Marijuana legalization is less than a week away and one NDP MP is calling on the federal government to have an agreement with the U.S. that would protect Canadians when they cross the border.

'They make no distinction,' Brian Masse says border patrol doesn't care if pot is legal in a state

NDP MP for Windsor West, Brian Masse, says the federal government should have discussed marijuana during the free trade agreement negotiations. (Jason Viau/CBC)

Pot legalization is less than a week away and one NDP MP is calling on the federal government to come to a formal agreement with the U.S. about treatment of Canadians at the border.

"I don't think we've taken that seriously enough with regards to preparation," said Brian Masse, who represents Windsor West.

He pointed to a pamphlet he got in the mail from the Government of Canada, and said there's only one line about crossing the border — which says it's illegal to take cannabis across the border — and how that isn't enough education for Canadians.

A statement from the U.S. Customs and Border Protection (CBP) says it doesn't matter if marijuana is legal in a state, because marijuana continues to be a controlled substance under federal law, which "supersedes state laws."

"They make no distinction, nor do they even care what a single state does.
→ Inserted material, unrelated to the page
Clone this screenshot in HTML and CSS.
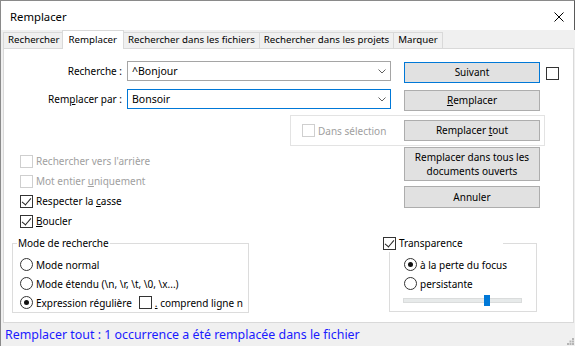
FILE: index.html
```html
<!DOCTYPE html>
<html lang="fr">
<head>
    <meta charset="UTF-8">
    <title>Remplacer</title>
    <link rel="stylesheet" href="styles.css">
</head>
<body>
    <div class="window">
        <div class="titlebar">
            <span class="title">Remplacer</span>
            <svg class="close" width="10" height="10" viewBox="0 0 10 10">
                <path d="M0.5 0.5 L9.5 9.5 M9.5 0.5 L0.5 9.5" stroke="#000" stroke-width="1"/>
            </svg>
        </div>

        <div class="tabs">
            <div class="tab">Rechercher</div>
            <div class="tab active">Remplacer</div>
            <div class="tab">Rechercher dans les fichiers</div>
            <div class="tab">Rechercher dans les projets</div>
            <div class="tab">Marquer</div>
        </div>

        <div class="panel">
            <div class="search-grid">
                <span class="field-label">Recherche :</span>
                <div class="combo">
                    <span>^Bonjour</span>
                    <svg class="chevron" width="8" height="5" viewBox="0 0 8 5"><path d="M0.5 0.5 L4 4 L7.5 0.5" fill="none" stroke="#606060"/></svg>
                </div>
                <button class="btn default">Suivant</button>
                <span class="box side-box"></span>

                <span class="field-label">Rem<u>p</u>lacer par :</span>
                <div class="combo focused">
                    <span>Bonsoir</span>
                    <svg class="chevron" width="8" height="5" viewBox="0 0 8 5"><path d="M0.5 0.5 L4 4 L7.5 0.5" fill="none" stroke="#606060"/></svg>
                </div>
                <button class="btn"><u>R</u>emplacer</button>
            </div>

            <div class="selection-group">
                <label class="check disabled"><span class="box"></span><span>Dans sélection</span></label>
                <button class="btn">Remplacer <u>t</u>out</button>
            </div>

            <div class="options">
                <div class="check-list">
                    <label class="check disabled"><span class="box"></span><span>Rechercher vers l'arrière</span></label>
                    <label class="check disabled"><span class="box"></span><span>Mot entier <u>u</u>niquement</span></label>
                    <label class="check"><span class="box checked"></span><span>Respecter la <u>c</u>asse</span></label>
                    <label class="check"><span class="box checked"></span><span><u>B</u>oucler</span></label>
                </div>
                <div class="btn-col">
                    <button class="btn tall">Remplacer dans tous les<br>documents ouverts</button>
                    <button class="btn">Annuler</button>
                </div>
            </div>

            <div class="modes">
                <div class="group mode-group">
                    <span class="group-title">Mode de recherche</span>
                    <label class="radio"><span class="dot"></span><span>Mode normal</span></label>
                    <label class="radio"><span class="dot"></span><span>Mode étendu (\n, \r, \t, \0, \x...)</span></label>
                    <div class="regex-row">
                        <label class="radio"><span class="dot on"></span><span>Expression régulière</span></label>
                        <label class="check newline"><span class="box"></span><span><u>.</u> comprend ligne nouvelle</span></label>
                    </div>
                </div>

                <div class="group transp-group">
                    <label class="group-title check"><span class="box checked"></span><span>Transparence</span></label>
                    <label class="radio"><span class="dot on"></span><span>à la perte du focus</span></label>
                    <label class="radio"><span class="dot"></span><span>persistante</span></label>
                    <div class="slider"><span class="thumb"></span></div>
                </div>
            </div>
        </div>

        <div class="status">
            <span>Remplacer tout : 1 occurrence a été remplacée dans le fichier</span>
            <svg class="grip" width="7" height="7" viewBox="0 0 7 7" fill="#b5b5b5">
                <rect x="5" y="0" width="2" height="2"/>
                <rect x="2.5" y="2.5" width="2" height="2"/><rect x="5" y="2.5" width="2" height="2"/>
                <rect x="0" y="5" width="2" height="2"/><rect x="2.5" y="5" width="2" height="2"/><rect x="5" y="5" width="2" height="2"/>
            </svg>
        </div>
    </div>
</body>
</html>
```

FILE: styles.css
```css
* {
    box-sizing: border-box;
}

body {
    margin: 0;
    font-family: "Noto Sans", sans-serif;
    font-size: 10px;
    color: #000;
    background-color: #f0f0f0;
}

.window {
    width: 575px;
    height: 346px;
    display: flex;
    flex-direction: column;
    background-color: #f0f0f0;
    border-left: 1px solid #8a8a8a;
    overflow: hidden;
}

/* title bar */
.titlebar {
    height: 30px;
    flex-shrink: 0;
    display: flex;
    align-items: center;
    justify-content: space-between;
    padding: 0 10px 0 9px;
    background-color: #fff;
    border-top: 1px solid #8a8a8a;
    border-right: 1px solid #5a5a5a;
}

.title {
    font-size: 11.3px;
    margin-top: 1px;
}

.close {
    display: block;
    margin-top: 2px;
}

/* tabs */
.tabs {
    height: 18px;
    flex-shrink: 0;
    display: flex;
    align-items: flex-end;
    padding-left: 2px;
    font-size: 9.7px;
}

.tab {
    height: 16px;
    line-height: 14px;
    padding: 0 4px;
    border: 1px solid #d9d9d9;
    border-bottom: none;
    margin-right: -1px;
    background-color: #f0f0f0;
    white-space: nowrap;
}

.tab.active {
    height: 19px;
    line-height: 17px;
    margin: 0 -1px -1px -2px;
    padding: 0 6px;
    background-color: #fff;
    position: relative;
    z-index: 1;
}

/* main panel */
.panel {
    flex: 1;
    margin: 0 1px 0 2px;
    background-color: #fff;
    border: 1px solid #d9d9d9;
    padding-top: 12px;
}

.search-grid {
    display: grid;
    grid-template-columns: 123px 264px 149px 20px;
    grid-auto-rows: 22px;
    row-gap: 6px;
}

.field-label {
    text-align: right;
    padding-right: 5px;
    line-height: 20px;
}

.combo {
    height: 20px;
    display: flex;
    align-items: center;
    justify-content: space-between;
    padding: 0 4px 0 4px;
    border: 1px solid #a5a5a5;
    background-color: #fff;
    font-size: 10.5px;
}

.combo.focused {
    border-color: #0078d7;
}

.chevron {
    display: block;
}

.btn {
    font-family: inherit;
    font-size: 10px;
    color: #000;
    width: 136px;
    height: 21px;
    padding: 0;
    line-height: 17px;
    background-color: #e1e1e1;
    border: 1px solid #adadad;
}

.search-grid .btn {
    justify-self: end;
    margin-top: 1px;
}

.btn.default {
    border-color: #0078d7;
}

.side-box {
    margin: 6px 0 0 6px;
}

/* check boxes and radios */
.box {
    width: 13px;
    height: 13px;
    flex-shrink: 0;
    display: inline-block;
    border: 1px solid #333;
    background-color: #fff;
    position: relative;
}

.box.checked::after {
    content: "";
    position: absolute;
    left: 3px;
    top: 0px;
    width: 4px;
    height: 8px;
    border: solid #222;
    border-width: 0 1px 1px 0;
    transform: rotate(40deg);
}

.check,
.radio {
    display: flex;
    align-items: center;
    gap: 3px;
    height: 20px;
    white-space: nowrap;
}

.check.disabled {
    color: #a0a0a0;
}

.check.disabled .box {
    border-color: #cfcfcf;
}

.dot {
    width: 13px;
    height: 13px;
    flex-shrink: 0;
    border: 1px solid #333;
    border-radius: 50%;
    background-color: #fff;
    position: relative;
}

.dot.on::after {
    content: "";
    position: absolute;
    left: 3px;
    top: 3px;
    width: 5px;
    height: 5px;
    border-radius: 50%;
    background-color: #111;
}

/* "Dans sélection" box */
.selection-group {
    width: 255px;
    height: 31px;
    margin: 4px 0 0 286px;
    padding: 0 4px 0 11px;
    display: flex;
    align-items: center;
    justify-content: space-between;
    border: 1px solid #e3e3e3;
}

/* options */
.options {
    display: grid;
    grid-template-columns: 400px 136px;
    margin-top: 1px;
}

.check-list {
    padding: 4px 0 0 16px;
}

.btn-col {
    display: flex;
    flex-direction: column;
    gap: 5px;
}

.btn.tall {
    height: 34px;
    line-height: 14px;
}

.btn-col .btn:last-child {
    height: 22px;
}

/* group boxes */
.modes {
    display: flex;
    align-items: flex-start;
    margin-top: 12px;
    padding-left: 8px;
}

.group {
    position: relative;
    border: 1px solid #dcdcdc;
    padding-top: 11px;
}

.group .radio {
    height: 19px;
}

.group-title {
    position: absolute;
    top: -9px;
    left: 4px;
    padding: 0 1px;
    line-height: 16px;
    background-color: #fff;
}

.mode-group {
    width: 237px;
    height: 70px;
    padding-left: 7px;
}

.regex-row {
    display: flex;
    align-items: center;
    gap: 7px;
    width: 223px;
    overflow: hidden;
}

.regex-row .check {
    height: 19px;
}

.transp-group {
    width: 148px;
    height: 69px;
    margin-left: 140px;
    padding-left: 14px;
}

.transp-group .group-title {
    left: -7px;
    top: -10px;
    width: 120px;
    height: 18px;
    padding: 0;
}

.slider {
    position: relative;
    width: 119px;
    height: 5px;
    margin: 5px 0 0 -1px;
    background-color: #e7eaea;
    border: 1px solid #dadcdc;
}

.thumb {
    position: absolute;
    left: 80px;
    top: -4px;
    width: 6px;
    height: 11px;
    background-color: #0078d7;
}

/* status bar */
.status {
    height: 23px;
    flex-shrink: 0;
    display: flex;
    align-items: center;
    justify-content: space-between;
    padding: 0 1px 0 4px;
    font-size: 12.4px;
    color: #1a1aff;
}

.grip {
    display: block;
    align-self: flex-end;
    margin-bottom: 1px;
}
```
It's a federal law," said Masse.

The statement also says that Canadians who work in the legal marijuana industry in Canada crossing the border unrelated to the industry will "generally be admissible," but may be inadmissible if they're crossing for marijuana industry-related reasons.

He said the prime minister should have had this conversation with the U.S. during the United-States-Mexico-Canada Agreement negotiations.

Masse says on the pamphlet he received in the mail about cannabis, there was only one bullet point on crossing the border. (Jason Viau/CBC)

Masse said it would be dangerous for people who may leave marijuana in their car by accident, or have an odour, when they cross the border.

"Make sure you have your own house in order," said Masse. "Make sure that it's not in cars, it's not in your materials."

And people need to make sure they are "well-versed" on what to say when they cross over.

However, that doesn't mean you would lie to border officials, he said.

"If you go about that, then your repercussions are significant."

Masse wants the federal government to have an "adult conversation" with the U.S. to arrive at some sort of understanding that would protect Canadians after legalization happens.

Recreational marijuana will become legal Oct. 17 and people over the age of 19 will be able to purchase it through the online Ontario Cannabis Store.